Something happened this morning. Nothing serious, but it appears to have affected me in some curious ways (none of them good, for those who are suddenly interested).

It's only a minor thing, but I find myself unhappy with the result. And I think it's definitely a result of my actions.

There's a post in my private clergy journal (yes, there's a journal that's all about me trying to figure out if I want to get into this whole clergy mess) about it, and if you're really interested you can go look for this date when it becomes public after August 1.

I'm very surprised how much this affected me. Very, very surprised.

But in the end, I'm fine. . . Probably just confused. I suppose the best way of summing it up is that I've "lost" something, and don't know where I put it.

(Why so cryptic?
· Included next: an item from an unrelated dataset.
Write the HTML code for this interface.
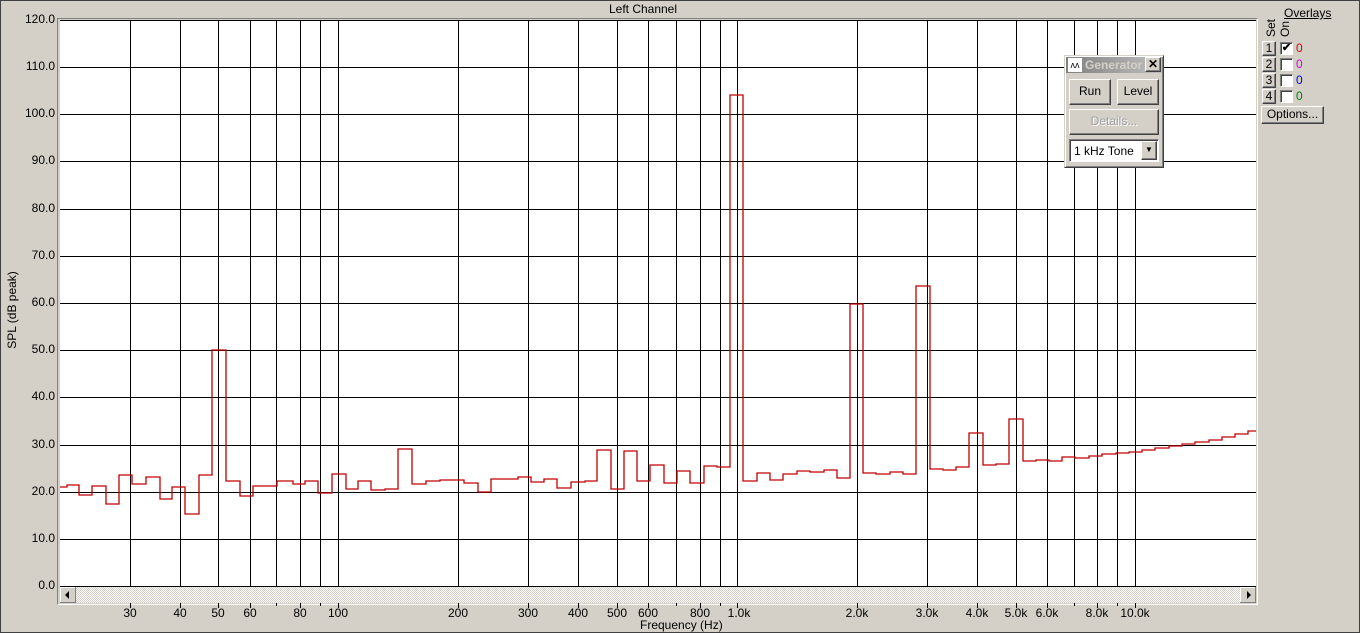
<!DOCTYPE html>
<html><head><meta charset="utf-8"><style>
*{margin:0;padding:0;box-sizing:border-box}
body{width:1360px;height:633px;background:#d4d0c8;font-family:"Liberation Sans",Arial,sans-serif;font-size:12px;position:relative;overflow:hidden}
.abs{position:absolute}
.btn{position:absolute;background:#d4d0c8;border:1px solid;border-color:#fff #404040 #404040 #fff;box-shadow:inset -1px -1px 0 #808080;text-align:center;font-size:12px}
.cb{position:absolute;width:13px;height:13px;background:#fff;border:1px solid;border-color:#808080 #fff #fff #808080;box-shadow:inset 1px 1px 0 #404040}
.yl{position:absolute;right:1305px;font-size:12px;text-align:right}
.xl{position:absolute;top:606px;font-size:12px;transform:translateX(-50%)}
</style></head><body>
<div class="abs" style="left:0;top:0;width:1360px;height:633px;border:1px solid #404040"></div>
<div class="abs" style="left:0;top:2px;width:1286px;text-align:center;font-size:12px">Left Channel</div>
<div class="abs" style="left:57px;top:18px;width:1201px;height:587px;border:1px solid #808080;border-right-color:#fff;border-bottom-color:#fff"></div>
<svg class="abs" style="left:0;top:0" width="1360" height="633">
<rect x="60" y="20" width="1196" height="567" fill="#fff"/>
<g stroke="#000" stroke-width="1">
<path d="M60 20.5H1256M60 67.5H1256M60 114.5H1256M60 161.5H1256M60 209.5H1256M60 256.5H1256M60 303.5H1256M60 350.5H1256M60 397.5H1256M60 445.5H1256M60 492.5H1256M60 539.5H1256M60 586.5H1256"/>
<path d="M130.5 20V587M180.5 20V587M218.5 20V587M250.5 20V587M276.5 20V587M300.5 20V587M320.5 20V587M338.5 20V587M458.5 20V587M528.5 20V587M578.5 20V587M617.5 20V587M648.5 20V587M676.5 20V587M700.5 20V587M720.5 20V587M737.5 20V587M857.5 20V587M927.5 20V587M977.5 20V587M1016.5 20V587M1047.5 20V587M1074.5 20V587M1097.5 20V587M1117.5 20V587M1135.5 20V587"/>
<path d="M130.5 603V608M180.5 603V608M218.5 603V608M250.5 603V608M276.5 603V606M300.5 603V608M320.5 603V606M338.5 603V608M458.5 603V608M528.5 603V608M578.5 603V608M617.5 603V608M648.5 603V608M676.5 603V606M700.5 603V608M720.5 603V606M737.5 603V608M857.5 603V608M927.5 603V608M977.5 603V608M1016.5 603V608M1047.5 603V608M1074.5 603V606M1097.5 603V608M1117.5 603V606M1135.5 603V608"/>
</g>
<path fill="none" stroke="#c00000" stroke-width="1.3" d="M60 487H67V485H79V495H92V486H106V504H119V475H132V484H146V477H160V499H172V487H185V514H199V475H212V350H226V481H240V496H253V486H277V481H293V484H305V481H318V493H332V474H346V489H358V481H371V490H385V489H398V449H412V484H426V481H440V480H464V483H478V492H491V479H518V477H531V482H544V479H557V488H571V482H585V481H597V450H611V489H624V451H637V481H650V465H664V483H677V471H690V483H704V466H717V467H730V95H743V481H757V473H770V480H783V474H797V471H810V472H824V470H837V478H850V304H863V473H876V474H890V472H903V474H916V286H930V469H943V470H956V467H969V433H983V465H996V464H1009V419H1023V461H1036V460H1049V461H1062V457H1075V458H1089V456H1102V454H1116V453H1129V452H1142V450H1155V448H1169V446H1182V444H1195V442H1209V440H1222V437H1235V434H1248V431H1256"/>
<defs><pattern id="h" width="2" height="2" patternUnits="userSpaceOnUse"><rect width="2" height="2" fill="#fff"/><rect width="1" height="1" fill="#d4d0c8"/><rect x="1" y="1" width="1" height="1" fill="#d4d0c8"/></pattern></defs>
<rect x="60" y="587" width="1196" height="16" fill="url(#h)"/>
<rect x="60.5" y="587.5" width="15" height="15" fill="#d4d0c8" stroke="#808080"/><path d="M60.5 602V587.5H75" stroke="#fff" fill="none"/>
<path d="M65 595L69 591V599Z" fill="#000"/>
<rect x="1240.5" y="587.5" width="15" height="15" fill="#d4d0c8" stroke="#808080"/><path d="M1240.5 602V587.5H1255" stroke="#fff" fill="none"/>
<path d="M1251 595L1247 591V599Z" fill="#000"/>
<text x="12" y="310" transform="rotate(-90 12 310)" text-anchor="middle" font-family="Liberation Sans,Arial,sans-serif" font-size="12" dy="4">SPL (dB peak)</text>
<text x="1271" y="37" transform="rotate(-90 1271 37)" font-family="Liberation Sans,Arial,sans-serif" font-size="12" dy="4">Set</text>
<text x="1285" y="37" transform="rotate(-90 1285 37)" font-family="Liberation Sans,Arial,sans-serif" font-size="12" dy="4">On</text>
</svg>
<div class="yl" style="top:12px">120.0</div><div class="yl" style="top:59px">110.0</div><div class="yl" style="top:106px">100.0</div><div class="yl" style="top:153px">90.0</div><div class="yl" style="top:201px">80.0</div><div class="yl" style="top:248px">70.0</div><div class="yl" style="top:295px">60.0</div><div class="yl" style="top:342px">50.0</div><div class="yl" style="top:389px">40.0</div><div class="yl" style="top:437px">30.0</div><div class="yl" style="top:484px">20.0</div><div class="yl" style="top:531px">10.0</div><div class="yl" style="top:578px">0.0</div>
<div class="xl" style="left:130px">30</div><div class="xl" style="left:180px">40</div><div class="xl" style="left:218px">50</div><div class="xl" style="left:250px">60</div><div class="xl" style="left:300px">80</div><div class="xl" style="left:338px">100</div><div class="xl" style="left:458px">200</div><div class="xl" style="left:528px">300</div><div class="xl" style="left:578px">400</div><div class="xl" style="left:617px">500</div><div class="xl" style="left:648px">600</div><div class="xl" style="left:700px">800</div><div class="xl" style="left:739px">1.0k</div><div class="xl" style="left:857px">2.0k</div><div class="xl" style="left:927px">3.0k</div><div class="xl" style="left:977px">4.0k</div><div class="xl" style="left:1016px">5.0k</div><div class="xl" style="left:1047px">6.0k</div><div class="xl" style="left:1097px">8.0k</div><div class="xl" style="left:1135px">10.0k</div>
<div class="abs" style="left:640px;top:618px;font-size:12px">Frequency (Hz)</div>
<!-- Generator -->
<div class="abs" style="left:1064px;top:55px;width:100px;height:113px;background:#d4d0c8;border:1px solid;border-color:#d4d0c8 #404040 #404040 #d4d0c8;box-shadow:inset 1px 1px 0 #fff,inset -1px -1px 0 #808080"></div>
<div class="abs" style="left:1066px;top:57px;width:96px;height:16px;background:linear-gradient(90deg,#808080,#c0c0c0)"></div>
<div class="abs" style="left:1068px;top:58px;width:14px;height:14px;background:#fff;font-size:9px;line-height:14px;text-align:center;color:#000">ᴧᴧ</div>
<div class="abs" style="left:1085px;top:58px;color:#d4d0c8;font-weight:bold;font-size:12px">Generator</div>
<div class="btn" style="left:1145px;top:57px;width:16px;height:15px;font-weight:bold;line-height:12px">✕</div>
<div class="btn" style="left:1069px;top:79px;width:42px;height:26px;line-height:23px">Run</div>
<div class="btn" style="left:1117px;top:79px;width:42px;height:26px;line-height:23px">Level</div>
<div class="btn" style="left:1069px;top:109px;width:90px;height:26px;line-height:23px;color:#a0a0a0;text-shadow:1px 1px #fff">Details...</div>
<div class="abs" style="left:1069px;top:139px;width:90px;height:23px;background:#fff;border:1px solid;border-color:#808080 #fff #fff #808080;box-shadow:inset 1px 1px 0 #404040;padding:4px 0 0 4px">1 kHz Tone</div>
<div class="btn" style="left:1141px;top:141px;width:16px;height:19px;font-size:8px;line-height:16px">▼</div>
<!-- Overlays -->
<div class="abs" style="left:1284px;top:6px;text-decoration:underline">Overlays</div>
<div class="btn" style="left:1262px;top:41px;width:14px;height:15px;line-height:13px">1</div>
<div class="btn" style="left:1262px;top:57px;width:14px;height:15px;line-height:13px">2</div>
<div class="btn" style="left:1262px;top:73px;width:14px;height:15px;line-height:13px">3</div>
<div class="btn" style="left:1262px;top:89px;width:14px;height:15px;line-height:13px">4</div>
<div class="cb" style="left:1280px;top:42px;font-size:11px;line-height:11px;text-align:center;font-weight:bold">✔</div>
<div class="cb" style="left:1280px;top:58px"></div>
<div class="cb" style="left:1280px;top:74px"></div>
<div class="cb" style="left:1280px;top:90px"></div>
<div class="abs" style="left:1296px;top:41px;color:#e00000">0</div>
<div class="abs" style="left:1296px;top:57px;color:#e000e0">0</div>
<div class="abs" style="left:1296px;top:73px;color:#0000e0">0</div>
<div class="abs" style="left:1296px;top:89px;color:#008000">0</div>
<div class="btn" style="left:1261px;top:106px;width:63px;height:18px;line-height:15px">Options...</div>
</body></html>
Because this particular issue isn't for public consumption yet, though if you're really dying to know, you can just ask me.)

That dream I had on Sunday night. . .

Preface: I have no idea what I had to eat before bed on Sunday, but whatever it was caught me in one of those moments where I was just talking up ADF left and right. You've been warned.

On Sunday night, I had a dream. In it, I was interviewing Michael Moore. It was a tough interview, not because I didn't know what to ask, but because I had to try very hard not to ask the only question I really ever wanted to ask from that man: "Mr. Moore, when will you lay off the fast food and drop maybe one or two hundred pounds?" I felt sick, just looking at him.

But this was not a nightmare about Michael Moore.